▸ DATASET ENTRIES

────────────────────

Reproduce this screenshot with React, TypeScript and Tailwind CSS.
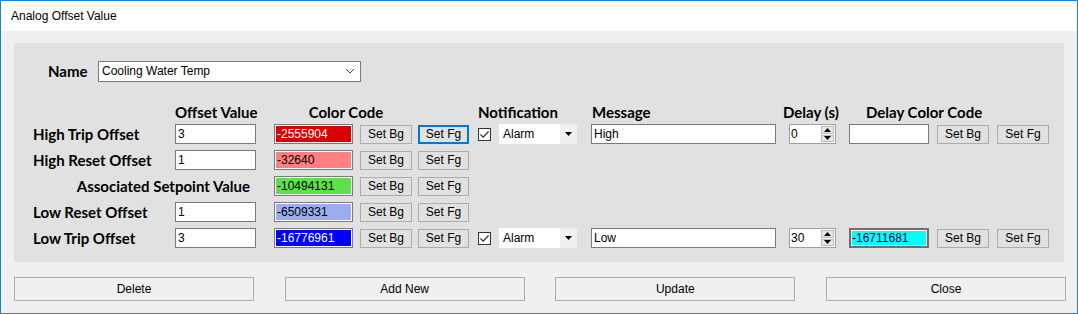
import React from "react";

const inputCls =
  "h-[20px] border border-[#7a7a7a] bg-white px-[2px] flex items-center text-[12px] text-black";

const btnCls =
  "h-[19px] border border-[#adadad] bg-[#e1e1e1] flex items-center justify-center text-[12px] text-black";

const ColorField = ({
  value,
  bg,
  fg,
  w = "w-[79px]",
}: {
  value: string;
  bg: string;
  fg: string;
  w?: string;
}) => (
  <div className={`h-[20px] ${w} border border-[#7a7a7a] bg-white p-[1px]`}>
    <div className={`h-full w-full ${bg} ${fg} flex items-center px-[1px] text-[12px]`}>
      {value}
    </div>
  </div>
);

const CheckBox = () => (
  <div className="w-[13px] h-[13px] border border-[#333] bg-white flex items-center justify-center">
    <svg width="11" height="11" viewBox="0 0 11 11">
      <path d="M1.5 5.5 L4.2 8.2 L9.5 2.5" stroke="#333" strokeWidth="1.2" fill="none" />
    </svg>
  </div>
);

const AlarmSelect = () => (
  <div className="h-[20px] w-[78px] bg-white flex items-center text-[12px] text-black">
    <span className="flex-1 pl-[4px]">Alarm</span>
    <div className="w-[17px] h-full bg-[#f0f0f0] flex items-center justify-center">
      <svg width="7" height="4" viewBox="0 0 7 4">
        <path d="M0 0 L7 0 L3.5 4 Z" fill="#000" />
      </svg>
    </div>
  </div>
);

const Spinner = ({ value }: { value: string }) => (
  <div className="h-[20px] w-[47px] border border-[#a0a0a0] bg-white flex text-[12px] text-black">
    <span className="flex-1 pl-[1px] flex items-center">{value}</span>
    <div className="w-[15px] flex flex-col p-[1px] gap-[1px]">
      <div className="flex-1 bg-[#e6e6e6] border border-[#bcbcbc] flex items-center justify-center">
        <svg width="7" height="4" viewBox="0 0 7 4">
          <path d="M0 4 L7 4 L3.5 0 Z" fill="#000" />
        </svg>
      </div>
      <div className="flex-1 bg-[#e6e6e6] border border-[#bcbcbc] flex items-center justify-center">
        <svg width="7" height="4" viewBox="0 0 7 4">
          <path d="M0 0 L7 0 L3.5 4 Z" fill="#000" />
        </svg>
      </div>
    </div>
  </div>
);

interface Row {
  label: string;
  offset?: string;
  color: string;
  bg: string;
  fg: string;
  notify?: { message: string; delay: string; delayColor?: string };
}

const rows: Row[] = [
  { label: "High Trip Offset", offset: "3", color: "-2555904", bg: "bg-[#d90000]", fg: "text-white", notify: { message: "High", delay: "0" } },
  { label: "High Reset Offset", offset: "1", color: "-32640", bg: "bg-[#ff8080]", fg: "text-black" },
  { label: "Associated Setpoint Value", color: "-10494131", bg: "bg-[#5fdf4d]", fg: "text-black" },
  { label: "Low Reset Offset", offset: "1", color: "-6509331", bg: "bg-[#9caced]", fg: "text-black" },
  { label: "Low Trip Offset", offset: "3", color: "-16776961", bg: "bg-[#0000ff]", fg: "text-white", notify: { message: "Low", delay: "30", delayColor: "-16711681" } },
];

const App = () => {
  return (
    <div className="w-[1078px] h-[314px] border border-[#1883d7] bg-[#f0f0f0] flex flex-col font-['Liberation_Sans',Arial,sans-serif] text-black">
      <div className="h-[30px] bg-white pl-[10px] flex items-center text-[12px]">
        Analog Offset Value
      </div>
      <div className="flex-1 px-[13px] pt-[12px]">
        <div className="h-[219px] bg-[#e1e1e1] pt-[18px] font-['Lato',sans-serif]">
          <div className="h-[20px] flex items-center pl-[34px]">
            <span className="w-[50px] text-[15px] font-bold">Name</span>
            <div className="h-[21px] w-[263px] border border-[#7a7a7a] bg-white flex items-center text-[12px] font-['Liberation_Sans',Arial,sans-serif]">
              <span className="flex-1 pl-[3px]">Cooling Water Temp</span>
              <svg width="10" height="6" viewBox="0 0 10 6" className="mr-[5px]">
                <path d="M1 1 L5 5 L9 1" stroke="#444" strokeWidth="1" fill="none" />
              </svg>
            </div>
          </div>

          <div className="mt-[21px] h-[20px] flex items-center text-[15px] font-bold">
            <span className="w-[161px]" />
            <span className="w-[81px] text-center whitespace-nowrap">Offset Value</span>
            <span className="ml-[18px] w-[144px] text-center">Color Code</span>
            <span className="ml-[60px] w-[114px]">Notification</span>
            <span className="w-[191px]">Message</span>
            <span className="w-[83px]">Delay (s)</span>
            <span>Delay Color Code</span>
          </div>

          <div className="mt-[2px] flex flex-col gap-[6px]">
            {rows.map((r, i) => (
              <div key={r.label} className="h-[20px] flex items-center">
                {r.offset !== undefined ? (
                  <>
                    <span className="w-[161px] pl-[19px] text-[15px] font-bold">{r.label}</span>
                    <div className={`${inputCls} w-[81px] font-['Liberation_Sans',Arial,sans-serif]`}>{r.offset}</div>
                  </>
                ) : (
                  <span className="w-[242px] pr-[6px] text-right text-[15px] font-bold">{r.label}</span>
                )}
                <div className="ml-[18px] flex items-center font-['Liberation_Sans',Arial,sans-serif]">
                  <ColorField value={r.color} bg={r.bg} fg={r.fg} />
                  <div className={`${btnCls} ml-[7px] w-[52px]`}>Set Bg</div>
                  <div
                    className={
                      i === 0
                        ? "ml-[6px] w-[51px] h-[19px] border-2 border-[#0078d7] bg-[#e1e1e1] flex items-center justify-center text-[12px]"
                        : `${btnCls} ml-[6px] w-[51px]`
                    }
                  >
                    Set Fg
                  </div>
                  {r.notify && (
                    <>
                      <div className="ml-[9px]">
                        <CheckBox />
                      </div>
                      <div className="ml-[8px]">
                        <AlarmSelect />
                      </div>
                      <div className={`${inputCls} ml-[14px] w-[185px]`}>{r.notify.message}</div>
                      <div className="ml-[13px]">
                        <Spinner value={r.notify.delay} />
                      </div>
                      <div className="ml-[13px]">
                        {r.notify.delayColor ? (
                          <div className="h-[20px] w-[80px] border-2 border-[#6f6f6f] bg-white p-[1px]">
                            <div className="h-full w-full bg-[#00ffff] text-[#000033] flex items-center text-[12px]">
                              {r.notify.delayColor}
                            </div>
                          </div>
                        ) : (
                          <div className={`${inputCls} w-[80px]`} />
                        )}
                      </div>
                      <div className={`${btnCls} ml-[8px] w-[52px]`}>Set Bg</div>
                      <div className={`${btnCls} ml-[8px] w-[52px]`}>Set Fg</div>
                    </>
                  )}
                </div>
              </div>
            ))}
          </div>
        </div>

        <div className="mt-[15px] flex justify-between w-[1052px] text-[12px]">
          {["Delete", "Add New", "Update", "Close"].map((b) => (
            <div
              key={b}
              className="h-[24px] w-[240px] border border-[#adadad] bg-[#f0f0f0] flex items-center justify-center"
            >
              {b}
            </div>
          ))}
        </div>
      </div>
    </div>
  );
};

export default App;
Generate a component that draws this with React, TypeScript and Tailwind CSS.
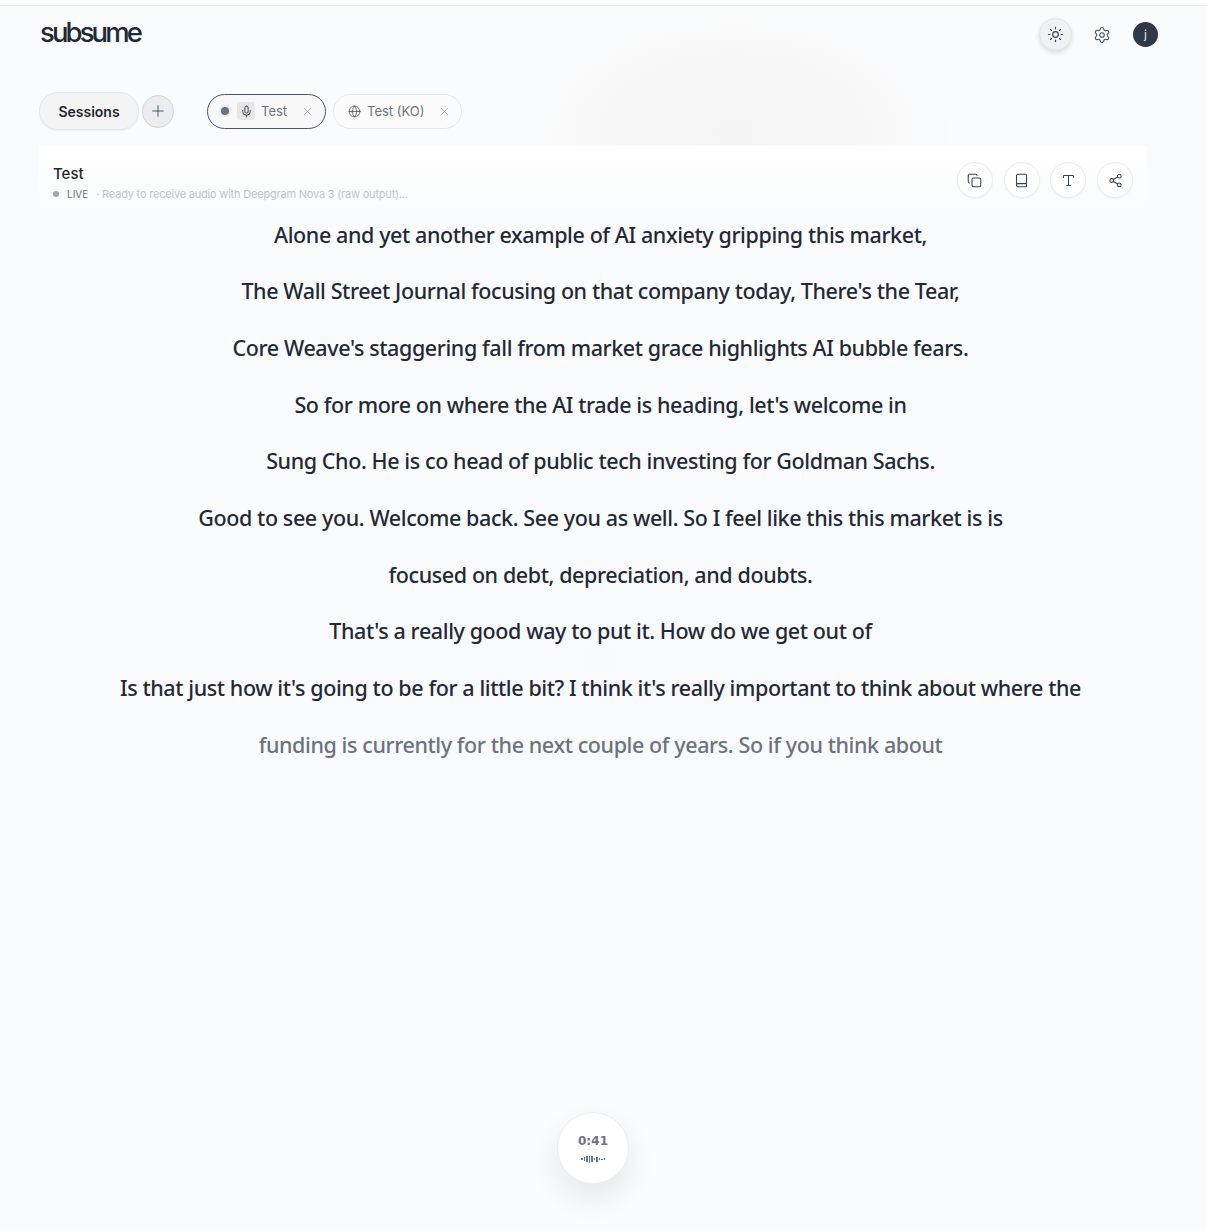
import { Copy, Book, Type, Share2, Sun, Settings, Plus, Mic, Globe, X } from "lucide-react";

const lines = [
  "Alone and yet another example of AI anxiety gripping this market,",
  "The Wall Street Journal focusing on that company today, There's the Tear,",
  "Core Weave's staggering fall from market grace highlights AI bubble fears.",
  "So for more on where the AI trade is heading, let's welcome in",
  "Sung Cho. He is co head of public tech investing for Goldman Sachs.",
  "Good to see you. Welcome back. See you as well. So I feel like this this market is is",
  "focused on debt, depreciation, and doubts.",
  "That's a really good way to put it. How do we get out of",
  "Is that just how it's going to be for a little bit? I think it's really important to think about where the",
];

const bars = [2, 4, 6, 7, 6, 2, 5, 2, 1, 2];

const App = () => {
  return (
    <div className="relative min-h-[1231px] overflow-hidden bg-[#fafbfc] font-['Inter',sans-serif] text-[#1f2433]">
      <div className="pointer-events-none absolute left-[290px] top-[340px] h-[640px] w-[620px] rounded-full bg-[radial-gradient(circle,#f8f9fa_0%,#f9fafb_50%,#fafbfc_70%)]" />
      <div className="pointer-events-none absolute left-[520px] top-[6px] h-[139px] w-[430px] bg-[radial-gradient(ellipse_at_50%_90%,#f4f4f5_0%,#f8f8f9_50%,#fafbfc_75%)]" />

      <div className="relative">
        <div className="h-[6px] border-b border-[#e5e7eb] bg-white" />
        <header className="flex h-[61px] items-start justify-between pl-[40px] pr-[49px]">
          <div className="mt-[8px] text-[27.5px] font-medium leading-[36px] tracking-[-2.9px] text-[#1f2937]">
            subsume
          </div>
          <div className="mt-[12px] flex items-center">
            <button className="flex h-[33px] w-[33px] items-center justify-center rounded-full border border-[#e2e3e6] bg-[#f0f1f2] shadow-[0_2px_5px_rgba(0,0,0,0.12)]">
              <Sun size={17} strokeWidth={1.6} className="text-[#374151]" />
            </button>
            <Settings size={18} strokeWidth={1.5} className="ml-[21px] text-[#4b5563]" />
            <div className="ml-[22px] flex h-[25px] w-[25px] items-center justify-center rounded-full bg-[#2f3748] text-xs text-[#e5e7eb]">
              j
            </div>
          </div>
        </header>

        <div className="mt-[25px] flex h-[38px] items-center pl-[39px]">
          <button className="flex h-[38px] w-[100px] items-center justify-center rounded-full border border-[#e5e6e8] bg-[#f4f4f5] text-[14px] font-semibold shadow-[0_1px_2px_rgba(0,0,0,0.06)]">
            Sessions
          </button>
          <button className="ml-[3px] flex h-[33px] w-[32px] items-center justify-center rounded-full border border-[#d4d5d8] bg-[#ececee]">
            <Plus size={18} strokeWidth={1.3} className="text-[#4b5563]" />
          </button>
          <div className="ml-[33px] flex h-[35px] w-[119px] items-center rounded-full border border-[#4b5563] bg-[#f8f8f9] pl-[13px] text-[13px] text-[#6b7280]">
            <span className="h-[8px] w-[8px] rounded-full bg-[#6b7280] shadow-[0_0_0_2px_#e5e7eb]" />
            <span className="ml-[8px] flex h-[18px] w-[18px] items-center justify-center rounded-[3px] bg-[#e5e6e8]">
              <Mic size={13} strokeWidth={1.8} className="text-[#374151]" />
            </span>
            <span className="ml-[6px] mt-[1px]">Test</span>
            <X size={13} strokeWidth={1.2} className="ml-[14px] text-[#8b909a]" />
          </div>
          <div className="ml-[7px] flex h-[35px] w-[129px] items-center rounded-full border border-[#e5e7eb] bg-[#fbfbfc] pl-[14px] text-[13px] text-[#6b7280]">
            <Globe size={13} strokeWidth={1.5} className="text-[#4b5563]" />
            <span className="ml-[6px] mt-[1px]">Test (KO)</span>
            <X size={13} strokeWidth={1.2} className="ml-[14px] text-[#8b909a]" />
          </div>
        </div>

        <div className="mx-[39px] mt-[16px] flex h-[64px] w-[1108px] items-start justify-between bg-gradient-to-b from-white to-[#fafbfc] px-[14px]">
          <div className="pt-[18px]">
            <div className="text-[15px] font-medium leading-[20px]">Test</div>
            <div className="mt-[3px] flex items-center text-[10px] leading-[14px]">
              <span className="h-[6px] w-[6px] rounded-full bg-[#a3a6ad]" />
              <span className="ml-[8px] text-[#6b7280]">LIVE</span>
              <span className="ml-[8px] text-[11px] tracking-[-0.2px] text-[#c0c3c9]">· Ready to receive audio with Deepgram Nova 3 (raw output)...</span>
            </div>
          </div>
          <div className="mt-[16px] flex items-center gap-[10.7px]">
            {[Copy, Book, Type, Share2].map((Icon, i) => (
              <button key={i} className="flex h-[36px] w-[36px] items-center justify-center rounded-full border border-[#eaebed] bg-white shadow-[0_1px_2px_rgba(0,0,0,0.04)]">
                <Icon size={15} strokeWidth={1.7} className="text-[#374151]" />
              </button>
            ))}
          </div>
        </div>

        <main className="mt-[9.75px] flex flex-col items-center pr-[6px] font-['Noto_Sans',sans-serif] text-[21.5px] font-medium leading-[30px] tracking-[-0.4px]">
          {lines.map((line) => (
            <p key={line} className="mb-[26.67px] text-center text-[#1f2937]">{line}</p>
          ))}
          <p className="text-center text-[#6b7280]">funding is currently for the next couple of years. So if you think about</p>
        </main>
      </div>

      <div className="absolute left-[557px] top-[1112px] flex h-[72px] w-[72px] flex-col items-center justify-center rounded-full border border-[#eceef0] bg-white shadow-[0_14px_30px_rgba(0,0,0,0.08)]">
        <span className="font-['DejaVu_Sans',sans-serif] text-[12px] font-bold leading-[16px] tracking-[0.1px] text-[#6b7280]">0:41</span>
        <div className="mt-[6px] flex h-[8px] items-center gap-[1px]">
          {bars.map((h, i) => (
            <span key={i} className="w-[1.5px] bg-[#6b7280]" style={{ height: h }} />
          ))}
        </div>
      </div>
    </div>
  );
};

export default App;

────────────────────

▸ WORK TO DO
Copy the listing above exactly, but only from the line with "Generate a component" through the line with "absolute left-[520px] top-[6px]", including those two lines and excluding any picture.

▸ FINISHED EXERCISE
Generate a component that draws this with React, TypeScript and Tailwind CSS.
import { Copy, Book, Type, Share2, Sun, Settings, Plus, Mic, Globe, X } from "lucide-react";

const lines = [
  "Alone and yet another example of AI anxiety gripping this market,",
  "The Wall Street Journal focusing on that company today, There's the Tear,",
  "Core Weave's staggering fall from market grace highlights AI bubble fears.",
  "So for more on where the AI trade is heading, let's welcome in",
  "Sung Cho. He is co head of public tech investing for Goldman Sachs.",
  "Good to see you. Welcome back. See you as well. So I feel like this this market is is",
  "focused on debt, depreciation, and doubts.",
  "That's a really good way to put it. How do we get out of",
  "Is that just how it's going to be for a little bit? I think it's really important to think about where the",
];

const bars = [2, 4, 6, 7, 6, 2, 5, 2, 1, 2];

const App = () => {
  return (
    <div className="relative min-h-[1231px] overflow-hidden bg-[#fafbfc] font-['Inter',sans-serif] text-[#1f2433]">
      <div className="pointer-events-none absolute left-[290px] top-[340px] h-[640px] w-[620px] rounded-full bg-[radial-gradient(circle,#f8f9fa_0%,#f9fafb_50%,#fafbfc_70%)]" />
      <div className="pointer-events-none absolute left-[520px] top-[6px] h-[139px] w-[430px] bg-[radial-gradient(ellipse_at_50%_90%,#f4f4f5_0%,#f8f8f9_50%,#fafbfc_75%)]" />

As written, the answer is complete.